Another study on the housing woes in Greater Boston is unlikely to cause much of a stir, even one issued by and organization with the cachet of Brookings Institute.
But a new Brookings–Boston Foundation report goes beyond bemoaning the sorry state of housing affordability in Boston and other similarly fast-growing cities around the country to propose a truly bold measure.
In fact, it’s one that could actually move the needle in the struggle to not just get more housing built, but also more moderately–priced condos and townhouses affordable for middle class buyers.
To date, efforts by a succession of Republican and Democratic governors in Massachusetts have focused on offering modest cash payments and other inducements to convince individual communities to lower their zoning barriers – and open their doors – to more housing.
But a group of researchers Brookings have proposed something completely different, calling for a statewide mandate that would allow duplexes, attached townhouses, condominiums and moderate-sized apartment buildings to be built as-of-right within a half mile of all transit stations.
In one fell stroke, that would eliminate the daunting, and sometimes near impossible, years-long slog through reels of local red tape facing developers looking to build more moderately-priced homes, especially in tony, high-priced suburbs like Wellesley, Winchester and Hingham.
Big Lots, Low Density
As report authors Jenny Schuetz and Sarah Crump of the Brookings Institution and Luc Shuster and Trevor Mattos of The Boston Foundation’s Boston Indicators research center, the neighborhoods around the train stations in these communities and many others are dominated by single-family homes.

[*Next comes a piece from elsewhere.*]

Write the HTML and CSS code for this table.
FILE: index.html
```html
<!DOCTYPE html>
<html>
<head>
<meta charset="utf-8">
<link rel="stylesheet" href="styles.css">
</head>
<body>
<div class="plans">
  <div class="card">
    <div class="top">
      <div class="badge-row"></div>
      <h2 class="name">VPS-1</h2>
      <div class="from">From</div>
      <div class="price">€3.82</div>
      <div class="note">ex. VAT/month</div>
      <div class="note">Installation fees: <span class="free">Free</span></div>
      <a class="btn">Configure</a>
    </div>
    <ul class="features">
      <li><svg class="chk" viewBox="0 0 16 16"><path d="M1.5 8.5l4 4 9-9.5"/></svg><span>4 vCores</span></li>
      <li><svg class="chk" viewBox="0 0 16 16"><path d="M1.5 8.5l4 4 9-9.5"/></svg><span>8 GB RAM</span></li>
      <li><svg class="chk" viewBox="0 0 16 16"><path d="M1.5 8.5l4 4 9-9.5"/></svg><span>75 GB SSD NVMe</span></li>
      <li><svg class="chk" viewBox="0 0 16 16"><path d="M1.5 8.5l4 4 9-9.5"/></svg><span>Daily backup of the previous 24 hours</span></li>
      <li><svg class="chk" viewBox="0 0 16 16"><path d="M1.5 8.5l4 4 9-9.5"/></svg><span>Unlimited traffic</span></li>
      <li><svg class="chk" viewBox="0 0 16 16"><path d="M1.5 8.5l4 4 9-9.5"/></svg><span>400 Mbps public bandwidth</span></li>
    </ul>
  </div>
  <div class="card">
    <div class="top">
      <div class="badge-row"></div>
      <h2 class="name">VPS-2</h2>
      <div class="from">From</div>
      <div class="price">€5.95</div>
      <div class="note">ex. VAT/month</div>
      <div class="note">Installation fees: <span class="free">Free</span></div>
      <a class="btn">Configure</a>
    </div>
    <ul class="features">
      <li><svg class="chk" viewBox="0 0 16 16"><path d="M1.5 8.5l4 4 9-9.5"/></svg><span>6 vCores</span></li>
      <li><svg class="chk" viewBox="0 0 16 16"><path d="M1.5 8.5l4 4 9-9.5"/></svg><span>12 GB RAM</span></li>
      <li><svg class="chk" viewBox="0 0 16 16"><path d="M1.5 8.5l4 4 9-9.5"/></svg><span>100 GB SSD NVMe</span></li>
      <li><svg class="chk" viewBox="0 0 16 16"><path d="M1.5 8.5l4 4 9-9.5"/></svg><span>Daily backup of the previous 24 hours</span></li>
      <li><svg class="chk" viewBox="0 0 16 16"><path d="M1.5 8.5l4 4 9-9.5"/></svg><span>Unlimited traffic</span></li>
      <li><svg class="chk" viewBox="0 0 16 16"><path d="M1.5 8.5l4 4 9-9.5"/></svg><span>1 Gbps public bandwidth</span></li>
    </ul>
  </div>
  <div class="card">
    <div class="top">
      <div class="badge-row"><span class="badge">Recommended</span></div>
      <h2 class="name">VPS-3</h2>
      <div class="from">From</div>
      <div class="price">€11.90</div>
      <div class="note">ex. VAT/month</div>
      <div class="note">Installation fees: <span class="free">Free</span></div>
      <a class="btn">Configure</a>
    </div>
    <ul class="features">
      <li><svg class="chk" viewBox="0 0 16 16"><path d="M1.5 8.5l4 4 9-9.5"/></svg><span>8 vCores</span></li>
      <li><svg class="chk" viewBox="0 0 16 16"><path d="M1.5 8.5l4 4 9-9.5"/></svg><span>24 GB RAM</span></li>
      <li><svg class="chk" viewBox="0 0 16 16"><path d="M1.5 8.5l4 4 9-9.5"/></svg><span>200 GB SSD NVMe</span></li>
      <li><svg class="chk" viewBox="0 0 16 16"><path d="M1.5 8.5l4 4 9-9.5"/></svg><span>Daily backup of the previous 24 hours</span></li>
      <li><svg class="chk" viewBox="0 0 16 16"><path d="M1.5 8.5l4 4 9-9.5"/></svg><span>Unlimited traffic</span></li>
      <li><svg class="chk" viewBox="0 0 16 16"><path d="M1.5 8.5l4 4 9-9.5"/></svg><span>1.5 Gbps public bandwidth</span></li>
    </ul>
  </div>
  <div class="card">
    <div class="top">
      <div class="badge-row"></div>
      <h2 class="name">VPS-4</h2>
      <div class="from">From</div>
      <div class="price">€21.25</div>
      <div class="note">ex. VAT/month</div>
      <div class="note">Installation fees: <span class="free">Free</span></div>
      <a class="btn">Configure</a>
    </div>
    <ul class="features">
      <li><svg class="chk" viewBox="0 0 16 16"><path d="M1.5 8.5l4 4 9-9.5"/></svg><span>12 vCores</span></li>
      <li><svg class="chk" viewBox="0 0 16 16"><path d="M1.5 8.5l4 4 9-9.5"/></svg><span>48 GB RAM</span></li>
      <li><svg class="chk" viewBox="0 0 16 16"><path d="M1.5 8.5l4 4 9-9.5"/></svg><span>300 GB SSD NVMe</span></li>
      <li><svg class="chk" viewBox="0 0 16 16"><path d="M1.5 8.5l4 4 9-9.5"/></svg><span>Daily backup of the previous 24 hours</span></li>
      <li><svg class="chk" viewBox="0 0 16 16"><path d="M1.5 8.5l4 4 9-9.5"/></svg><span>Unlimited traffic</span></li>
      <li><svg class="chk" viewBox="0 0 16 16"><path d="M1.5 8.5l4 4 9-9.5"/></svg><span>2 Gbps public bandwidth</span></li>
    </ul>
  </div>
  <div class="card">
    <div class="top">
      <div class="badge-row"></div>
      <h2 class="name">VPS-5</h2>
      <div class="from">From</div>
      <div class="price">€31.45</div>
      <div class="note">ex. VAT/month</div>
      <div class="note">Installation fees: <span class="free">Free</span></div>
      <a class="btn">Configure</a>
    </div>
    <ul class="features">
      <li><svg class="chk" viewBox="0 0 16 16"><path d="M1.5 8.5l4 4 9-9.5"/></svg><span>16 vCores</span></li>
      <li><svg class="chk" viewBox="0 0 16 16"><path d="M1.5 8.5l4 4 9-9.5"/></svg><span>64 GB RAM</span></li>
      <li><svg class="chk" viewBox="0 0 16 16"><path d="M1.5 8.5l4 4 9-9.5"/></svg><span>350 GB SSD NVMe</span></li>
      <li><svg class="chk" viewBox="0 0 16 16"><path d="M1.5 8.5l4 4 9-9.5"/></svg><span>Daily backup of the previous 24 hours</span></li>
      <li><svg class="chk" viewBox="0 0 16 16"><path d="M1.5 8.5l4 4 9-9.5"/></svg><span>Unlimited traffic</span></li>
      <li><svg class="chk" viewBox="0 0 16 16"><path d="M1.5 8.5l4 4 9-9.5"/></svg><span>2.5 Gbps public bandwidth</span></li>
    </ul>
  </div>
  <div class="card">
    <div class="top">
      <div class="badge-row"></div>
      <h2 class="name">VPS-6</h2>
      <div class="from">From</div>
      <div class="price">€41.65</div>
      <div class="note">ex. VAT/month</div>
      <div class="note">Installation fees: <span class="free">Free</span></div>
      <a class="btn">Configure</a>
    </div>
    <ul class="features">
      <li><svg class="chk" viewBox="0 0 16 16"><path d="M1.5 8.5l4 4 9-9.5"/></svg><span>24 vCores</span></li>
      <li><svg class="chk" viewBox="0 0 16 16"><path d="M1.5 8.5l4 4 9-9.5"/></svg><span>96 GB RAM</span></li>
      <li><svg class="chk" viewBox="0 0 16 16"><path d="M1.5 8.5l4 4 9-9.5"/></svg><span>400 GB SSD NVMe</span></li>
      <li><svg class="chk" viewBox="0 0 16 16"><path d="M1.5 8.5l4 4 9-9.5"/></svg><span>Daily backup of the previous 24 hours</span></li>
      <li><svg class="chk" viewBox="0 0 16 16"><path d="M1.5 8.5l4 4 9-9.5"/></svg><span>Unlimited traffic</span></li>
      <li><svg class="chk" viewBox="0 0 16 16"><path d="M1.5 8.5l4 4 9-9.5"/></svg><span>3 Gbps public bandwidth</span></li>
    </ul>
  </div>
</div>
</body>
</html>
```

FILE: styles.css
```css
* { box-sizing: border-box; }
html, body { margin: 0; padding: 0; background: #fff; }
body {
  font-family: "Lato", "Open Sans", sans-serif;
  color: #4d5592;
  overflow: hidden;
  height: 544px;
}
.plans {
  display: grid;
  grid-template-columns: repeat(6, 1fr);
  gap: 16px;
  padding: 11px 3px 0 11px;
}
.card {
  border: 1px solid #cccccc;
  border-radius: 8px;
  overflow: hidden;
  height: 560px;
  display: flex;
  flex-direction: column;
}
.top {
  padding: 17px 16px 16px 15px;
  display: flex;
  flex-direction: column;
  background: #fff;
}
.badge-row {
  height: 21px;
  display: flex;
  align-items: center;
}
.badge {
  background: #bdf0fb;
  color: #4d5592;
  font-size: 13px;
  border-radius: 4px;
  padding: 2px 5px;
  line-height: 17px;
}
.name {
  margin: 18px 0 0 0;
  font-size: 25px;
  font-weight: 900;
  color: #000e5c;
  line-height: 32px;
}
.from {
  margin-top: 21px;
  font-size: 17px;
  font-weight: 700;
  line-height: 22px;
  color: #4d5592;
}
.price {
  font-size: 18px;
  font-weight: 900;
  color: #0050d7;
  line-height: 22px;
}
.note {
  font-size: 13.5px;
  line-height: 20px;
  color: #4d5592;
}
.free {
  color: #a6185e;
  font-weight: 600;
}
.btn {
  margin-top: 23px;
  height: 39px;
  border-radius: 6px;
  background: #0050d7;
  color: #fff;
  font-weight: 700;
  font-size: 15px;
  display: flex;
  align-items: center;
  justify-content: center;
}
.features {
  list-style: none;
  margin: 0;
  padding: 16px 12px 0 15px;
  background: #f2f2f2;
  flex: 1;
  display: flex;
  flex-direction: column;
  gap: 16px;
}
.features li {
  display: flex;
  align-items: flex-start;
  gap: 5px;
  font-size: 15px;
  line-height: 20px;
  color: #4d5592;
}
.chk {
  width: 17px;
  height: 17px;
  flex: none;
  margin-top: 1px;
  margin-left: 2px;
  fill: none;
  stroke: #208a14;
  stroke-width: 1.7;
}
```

As it stands now, a developer looking to build something a bit denser and more affordable near these transit hubs – say a few townhomes or 10 condos on a single lot – would likely need to spend years in endless hearings trying to rezone the site, with no guarantee of success,
Frankly, no one would bother trying, with the zoning hassles making only large apartment complexes – and the much bigger payback to investors they represent – the only feasible option.
But giving a green light to moderately dense housing around transit hubs, wherever they are in the state, could turn that picture around.
And it would inject some badly needed, and more moderately priced homes in upscale neighborhoods like Beverly Farms, Melrose’s Cedar Park, Needham Heights, and Wellesley Hills, all communities looked at by the Brookings study.
In both Beverly Farms on the North Shore, and out in Wellesley Hills in the western suburbs, single-family homes even near commuter rail stations sit on well over half an acre – relatively sizable lots given their quasi-urban setting, the report notes.
Flip the Development Script
Upzoning the land around commuter rail sites has the potential to turn the teardown concept on its head.
By opening the door to a bit more housing density around commuter rail stations. developers would have an incentive to buy tired, older homes and then replace them with two or three more condos or townhomes.
Dozens of new, single-family homes are still getting built each year in towns like Wellesley, Needham and Newton, but they bear little resemblance to the middle-class housing of years past, with overgrown McMansions rising on lots cleared of once solidly middle class ranches, Capes and colonials.
But with new, state-mandated zoning, lots now restricted to million-dollar homes “could easily accommodate five side-by-side townhouses, or more than 10 two-bedroom condos in low-rise multifamily buildings,” according to the Brookings policy paper.
While the typical single-family lot in Needham Heights is about half the size as Beverly Farms, a canny builder could still manage to squeeze in six condo, with even the smaller housing lots in Melrose Cedar Park still having enough room to fit more units on, the study finds.
Incrementalism Has Failed
The breadth and scope of what Brookings has proposed stands in stark contrast the myriad and drearily small-bore efforts by the past four governors – three moderate Republicans and one relatively liberal Democrat – to boost housing construction.
The centerpiece of this incremental approach is the state’s 40R program, which offers modest cash incentives to suburbs, towns and cities who rezone land around train stations for multifamily construction.
However well–meaning, these initiatives have been relatively narrowly targeted and modest in scope, and the results have been far from encouraging.
Housing prices in Greater Boston surged 53 percent from 2009 to 2020, even as construction of everything from apartments to condos and single-family homes failed to keep up with demand.
And as I noted earlier this year in this space, housing construction actually fell over the last decade – and fell significantly – all at a time when the Boston area became a net importer of highly paid tech and life sciences workers.
Small-bore solutions from state government aren’t cutting it anymore.
If anything, they are making things worse, creating the illusion of progress when the reality is ever more regression.
It’s time to start thinking big in order to tackle the housing crisis, and the Brookings report is a good place to start.